Supplied material
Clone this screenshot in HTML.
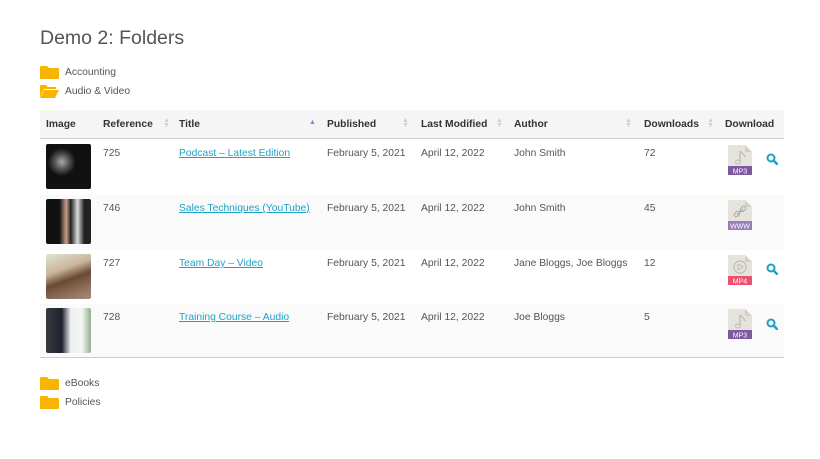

---

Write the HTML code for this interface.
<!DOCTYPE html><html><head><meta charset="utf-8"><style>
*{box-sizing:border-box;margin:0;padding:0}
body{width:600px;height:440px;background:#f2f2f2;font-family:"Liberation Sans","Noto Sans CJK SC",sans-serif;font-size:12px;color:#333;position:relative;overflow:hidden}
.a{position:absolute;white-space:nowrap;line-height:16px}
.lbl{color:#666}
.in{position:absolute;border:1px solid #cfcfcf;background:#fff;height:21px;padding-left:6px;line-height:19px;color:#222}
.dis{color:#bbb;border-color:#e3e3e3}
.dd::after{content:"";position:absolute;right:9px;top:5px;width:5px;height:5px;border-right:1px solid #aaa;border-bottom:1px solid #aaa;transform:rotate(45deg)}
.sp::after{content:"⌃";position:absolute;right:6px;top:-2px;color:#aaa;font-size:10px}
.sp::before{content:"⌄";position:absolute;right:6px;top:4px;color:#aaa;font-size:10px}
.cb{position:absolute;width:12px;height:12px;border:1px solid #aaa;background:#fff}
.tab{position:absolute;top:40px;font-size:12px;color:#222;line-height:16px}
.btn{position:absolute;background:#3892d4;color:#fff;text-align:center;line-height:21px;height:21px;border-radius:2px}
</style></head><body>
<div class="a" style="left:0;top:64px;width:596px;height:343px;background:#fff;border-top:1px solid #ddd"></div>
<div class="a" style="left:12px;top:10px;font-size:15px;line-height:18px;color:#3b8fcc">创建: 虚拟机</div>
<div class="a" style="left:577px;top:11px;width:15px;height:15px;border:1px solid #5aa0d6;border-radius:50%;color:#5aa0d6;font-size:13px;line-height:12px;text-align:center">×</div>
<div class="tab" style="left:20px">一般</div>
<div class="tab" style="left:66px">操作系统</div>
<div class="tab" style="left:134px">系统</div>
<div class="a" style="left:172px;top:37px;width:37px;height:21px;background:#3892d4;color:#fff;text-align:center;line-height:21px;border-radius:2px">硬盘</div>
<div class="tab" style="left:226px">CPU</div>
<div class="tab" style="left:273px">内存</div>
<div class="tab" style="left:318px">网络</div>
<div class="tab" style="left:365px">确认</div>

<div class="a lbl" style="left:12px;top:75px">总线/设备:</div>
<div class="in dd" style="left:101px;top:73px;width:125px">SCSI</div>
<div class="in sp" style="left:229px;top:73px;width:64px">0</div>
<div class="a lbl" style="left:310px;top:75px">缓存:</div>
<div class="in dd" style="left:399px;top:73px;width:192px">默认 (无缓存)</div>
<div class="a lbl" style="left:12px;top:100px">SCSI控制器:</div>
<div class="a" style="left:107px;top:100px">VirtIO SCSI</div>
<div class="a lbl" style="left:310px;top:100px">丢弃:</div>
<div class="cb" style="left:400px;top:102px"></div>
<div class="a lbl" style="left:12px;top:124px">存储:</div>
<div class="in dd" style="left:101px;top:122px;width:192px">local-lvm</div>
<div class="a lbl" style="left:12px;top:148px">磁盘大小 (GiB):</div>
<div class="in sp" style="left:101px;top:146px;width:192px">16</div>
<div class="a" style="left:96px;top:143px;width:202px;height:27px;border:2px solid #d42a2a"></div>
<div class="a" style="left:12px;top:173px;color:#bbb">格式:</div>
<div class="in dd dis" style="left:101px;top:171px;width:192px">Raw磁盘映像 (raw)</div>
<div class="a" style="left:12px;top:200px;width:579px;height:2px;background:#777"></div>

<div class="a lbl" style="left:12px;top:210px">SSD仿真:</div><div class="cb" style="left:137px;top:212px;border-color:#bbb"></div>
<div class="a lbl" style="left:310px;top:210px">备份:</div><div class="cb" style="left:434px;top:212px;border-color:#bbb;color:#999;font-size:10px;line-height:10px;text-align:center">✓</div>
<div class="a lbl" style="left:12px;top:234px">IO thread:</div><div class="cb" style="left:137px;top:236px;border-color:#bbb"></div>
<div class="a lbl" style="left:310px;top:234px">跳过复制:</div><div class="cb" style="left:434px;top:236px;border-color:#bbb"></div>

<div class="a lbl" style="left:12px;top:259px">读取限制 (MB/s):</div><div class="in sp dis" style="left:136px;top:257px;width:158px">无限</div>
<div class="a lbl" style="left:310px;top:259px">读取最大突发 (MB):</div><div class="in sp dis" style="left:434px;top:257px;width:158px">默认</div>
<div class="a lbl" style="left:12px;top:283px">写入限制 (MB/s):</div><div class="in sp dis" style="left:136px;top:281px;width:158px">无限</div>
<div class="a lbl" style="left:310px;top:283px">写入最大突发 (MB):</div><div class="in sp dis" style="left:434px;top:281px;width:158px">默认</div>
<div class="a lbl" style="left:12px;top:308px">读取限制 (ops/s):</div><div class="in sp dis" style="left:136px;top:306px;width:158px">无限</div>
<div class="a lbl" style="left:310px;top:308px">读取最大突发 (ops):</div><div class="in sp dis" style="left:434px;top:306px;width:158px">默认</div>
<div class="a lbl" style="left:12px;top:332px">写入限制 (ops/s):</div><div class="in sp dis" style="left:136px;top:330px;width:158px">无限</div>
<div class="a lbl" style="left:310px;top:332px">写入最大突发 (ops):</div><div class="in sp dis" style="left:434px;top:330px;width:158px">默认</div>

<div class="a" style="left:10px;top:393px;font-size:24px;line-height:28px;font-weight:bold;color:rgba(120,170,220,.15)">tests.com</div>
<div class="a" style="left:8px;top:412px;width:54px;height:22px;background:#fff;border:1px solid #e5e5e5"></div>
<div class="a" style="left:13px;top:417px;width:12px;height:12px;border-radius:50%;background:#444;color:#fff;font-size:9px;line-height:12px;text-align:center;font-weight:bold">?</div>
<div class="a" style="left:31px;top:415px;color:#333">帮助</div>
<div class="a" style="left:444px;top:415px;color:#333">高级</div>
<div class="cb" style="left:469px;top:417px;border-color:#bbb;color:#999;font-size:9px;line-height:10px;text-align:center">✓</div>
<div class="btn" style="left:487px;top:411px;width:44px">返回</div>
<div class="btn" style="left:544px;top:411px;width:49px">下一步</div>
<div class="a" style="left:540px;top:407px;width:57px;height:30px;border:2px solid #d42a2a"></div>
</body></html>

The request
Note how many lines in the material hold the word "this", and give that number with nothing added.

Answer to the exercise
2